Worrying is bad form and it will hurt if we don’t re-train ourselves. If the math is good–we think between 9,600 and 48,000 negative thoughts a day.

Let each day worry about itself indeed! What if we actually lay all 48,000 negative thoughts down at Jesus’ feet? How many of those can we control anyway? What good comes from listing them day after day?

I decided to run the half-marathon because I wanted to accomplish something big that took determination.

But… I also wanted to run the race to prove that I was good enough to.

I had never done anything that required that much thought and dedication. I didn’t really know if I could, and I didn’t believe that anyone else thought I could either.

This was one of my 48,000 negative thoughts.

I’m not good enough, I’m not strong enough, If I can accomplish this I can prove I might be…

But when I’m fighting toe-to-toe with these thoughts in my own wisdom, I am already losing.
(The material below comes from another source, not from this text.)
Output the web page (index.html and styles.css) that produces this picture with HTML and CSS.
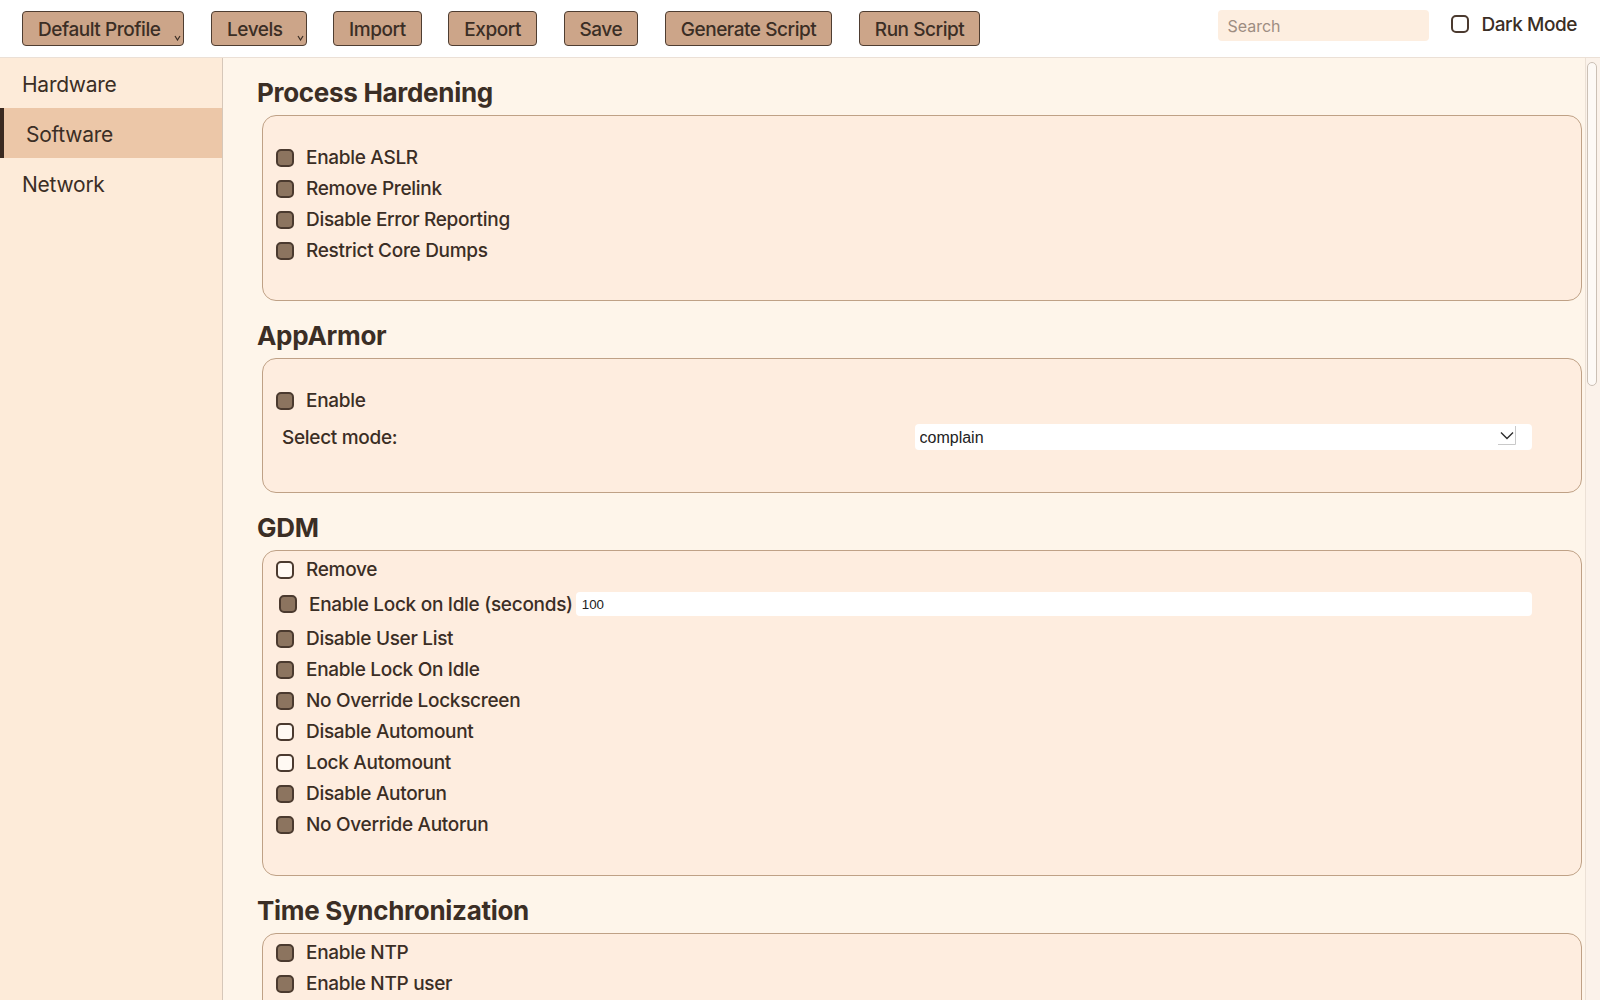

I will never convince the enemy of my soul that I am good enough for him to stop harassing me!

He doesn’t bother me because I am not good enough, he bothers me because he knows I am.

When the enemy presses an attack on an area of our lives, he reveals his fear. If he feels threatened… I must be something to be feared.
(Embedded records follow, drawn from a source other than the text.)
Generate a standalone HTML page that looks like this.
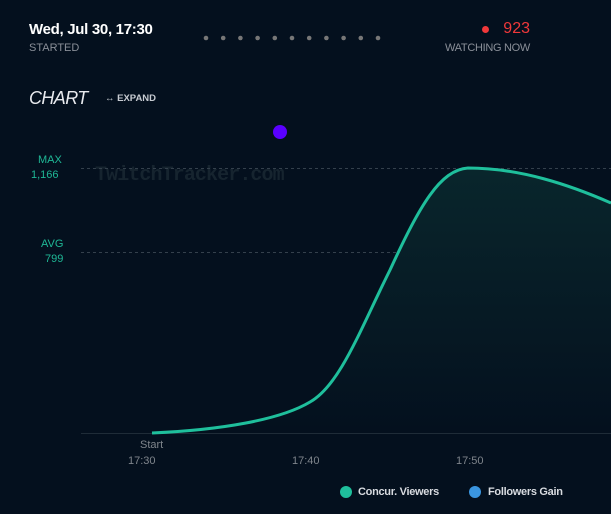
<html><head><style>
body{margin:0;width:611px;height:514px;background:#04101e;font-family:"Liberation Sans",sans-serif;overflow:hidden;position:relative}
.a{position:absolute;white-space:nowrap}
</style></head><body>
<div class="a" style="left:29px;top:21px;color:#fff;font-weight:bold;font-size:15px;letter-spacing:-0.3px">Wed, Jul 30, 17:30</div>
<div class="a" style="left:29px;top:42px;color:#8a8f98;font-size:11px">STARTED</div>
<div class="a" style="right:81px;top:20px;color:#f0383a;font-size:16px">923</div>
<div class="a" style="left:482px;top:26px;width:7px;height:7px;border-radius:50%;background:#f0383a"></div>
<div class="a" style="right:81px;top:42px;color:#8a8f98;font-size:11px;letter-spacing:-0.3px">WATCHING NOW</div>
<div class="a" style="left:29px;top:88px;color:#e8eaee;font-size:18px;font-style:italic;letter-spacing:-0.6px">CHART</div>
<div class="a" style="left:105px;top:93px;color:#c8ccd2;font-size:9.5px;font-weight:bold">↔ EXPAND</div>
<div class="a" style="left:38px;top:154px;color:#1fb896;font-size:11px">MAX</div>
<div class="a" style="left:31px;top:169px;color:#1fb896;font-size:11px">1,166</div>
<div class="a" style="left:41px;top:238px;color:#1fb896;font-size:11px">AVG</div>
<div class="a" style="left:45px;top:253px;color:#1fb896;font-size:11px">799</div>
<div class="a" style="left:95px;top:164px;color:#16242f;font-family:'Liberation Mono',monospace;font-weight:bold;font-size:20px;letter-spacing:-0.9px">TwitchTracker.com</div>
<svg class="a" style="left:0;top:0" width="611" height="514">
<g fill="#777">
<circle cx="206" cy="38" r="2.3"/><circle cx="223.2" cy="38" r="2.3"/><circle cx="240.4" cy="38" r="2.3"/><circle cx="257.6" cy="38" r="2.3"/><circle cx="274.8" cy="38" r="2.3"/><circle cx="292" cy="38" r="2.3"/><circle cx="309.2" cy="38" r="2.3"/><circle cx="326.4" cy="38" r="2.3"/><circle cx="343.6" cy="38" r="2.3"/><circle cx="360.8" cy="38" r="2.3"/><circle cx="378" cy="38" r="2.3"/>
</g>
<circle cx="280" cy="132" r="7" fill="#5a00ff"/>
<line x1="81" y1="168.5" x2="611" y2="168.5" stroke="#34404c" stroke-dasharray="3,3"/>
<line x1="81" y1="252.5" x2="611" y2="252.5" stroke="#34404c" stroke-dasharray="3,3"/>
<line x1="81" y1="433.5" x2="611" y2="433.5" stroke="#1f2c38"/>
<defs><linearGradient id="g" x1="0" y1="0" x2="0" y2="1"><stop offset="0" stop-color="#09262c"/><stop offset="1" stop-color="#04101e"/></linearGradient></defs>
<path d="M152,433 C220,430 280,420 310,402 C340,385 360,330 390,270 C420,205 440,170 468,168 C520,168 570,185 611,203 L611,433 L152,433Z" fill="url(#g)"/>
<path d="M152,433 C220,430 280,420 310,402 C340,385 360,330 390,270 C420,205 440,170 468,168 C520,168 570,185 611,203" fill="none" stroke="#1fbf9c" stroke-width="3"/>
<circle cx="346" cy="492" r="6" fill="#1fbf9c"/>
<circle cx="475" cy="492" r="6" fill="#3a95e0"/>
</svg>
<div class="a" style="left:140px;top:439px;color:#7f858c;font-size:11px">Start</div>
<div class="a" style="left:128px;top:455px;color:#7f858c;font-size:11px">17:30</div>
<div class="a" style="left:292px;top:455px;color:#7f858c;font-size:11px">17:40</div>
<div class="a" style="left:456px;top:455px;color:#7f858c;font-size:11px">17:50</div>
<div class="a" style="left:358px;top:486px;color:#d8dbe0;font-size:11px;font-weight:bold;letter-spacing:-0.3px">Concur. Viewers</div>
<div class="a" style="left:488px;top:486px;color:#d8dbe0;font-size:11px;font-weight:bold;letter-spacing:-0.3px">Followers Gain</div>
</body></html>
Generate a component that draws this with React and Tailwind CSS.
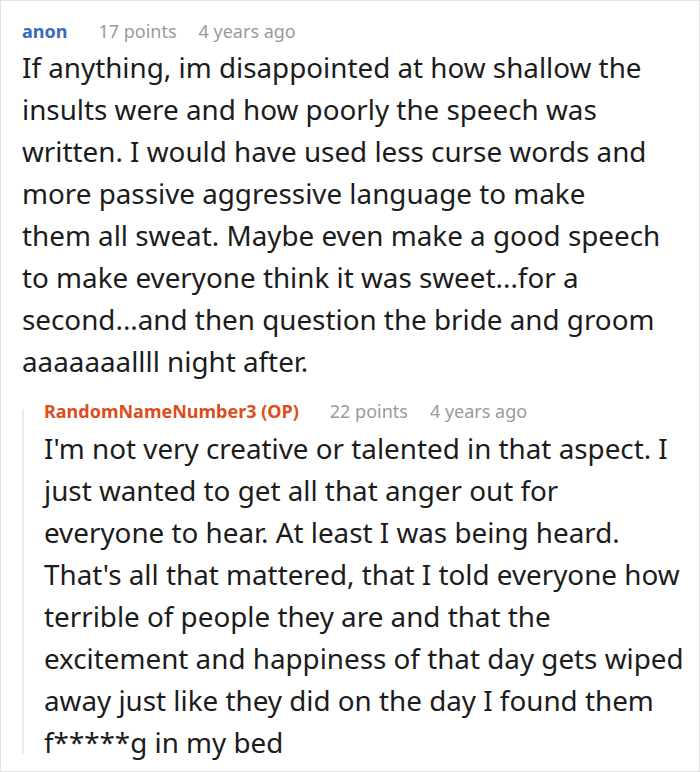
const Meta = ({ name, color, points, ago, className = "" }) => (
  <div className={`flex items-baseline text-[18px] leading-[26px] ${className}`}>
    <span className={`font-bold ${color}`}>{name}</span>
    <span className="ml-[31px] text-[#9a9a9a]">{points} points</span>
    <span className="ml-[22px] text-[#9a9a9a]">{ago}</span>
  </div>
)

const Body = ({ lines, className = "" }) => (
  <p className={`text-[27.8px] leading-[42px] whitespace-nowrap ${className}`}>
    {lines.map((l, i) => (
      <span key={i} className="block">
        {l}
      </span>
    ))}
  </p>
)

const comment = [
  "If anything, im disappointed at how shallow the",
  "insults were and how poorly the speech was",
  "written. I would have used less curse words and",
  "more passive aggressive language to make",
  "them all sweat. Maybe even make a good speech",
  "to make everyone think it was sweet...for a",
  "second...and then question the bride and groom",
  "aaaaaaallll night after.",
]

const reply = [
  "I'm not very creative or talented in that aspect. I",
  "just wanted to get all that anger out for",
  "everyone to hear. At least I was being heard.",
  "That's all that mattered, that I told everyone how",
  "terrible of people they are and that the",
  "excitement and happiness of that day gets wiped",
  "away just like they did on the day I found them",
  "f*****g in my bed",
]

export default function App() {
  return (
    <div
      className="w-[700px] h-[772px] border border-[#e2e2e2] pl-[21px] pr-[6px] pt-[17px] text-[#1c1c1c] bg-white overflow-hidden"
      style={{ fontFamily: '"Noto Sans", "Open Sans", sans-serif' }}
    >
      <Meta name="anon" color="text-[#3b6bb8]" points="17" ago="4 years ago" />
      <Body lines={comment} className="mt-[2px]" />
      <div className="mt-[27px] mb-[9px] flex flex-col border-l-2 border-[#ebebeb] pl-[20px]">
        <Meta
          name="RandomNameNumber3 (OP)"
          color="text-[#dd4d1a]"
          points="22"
          ago="4 years ago"
          className="-mt-[11px]"
        />
        <Body lines={reply} className="mt-[3px] -mb-[9px]" />
      </div>
    </div>
  )
}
The enemy’s schemes are a confirmation that I am a threat.

Therefore take up the whole armor of God, that you may be able to withstand in the evil day, and having done all, to stand firm.–Ephesians 6:10 (ESV)

I will keep my eyes on the coach and keep running this race even when its hard and I’ve hit a wall and don’t know how to move on.

You aren’t alone in this. Its hard and in hindsight it seems like a just quarter mile.

The truth is… if just a quarter mile is the hardest thing you’ve ever done…its still a struggle. It still counts as progress. It is still something that you accomplished. Don’t you dare belittle the journey that God is taking you on. There is no beginning that is too wimpy to count; no testimony too simple, or too dramatic to be ineffective. We all start somewhere.

Pace yourself– you’re in this race for life.

But don’t worry friend, you’re not alone.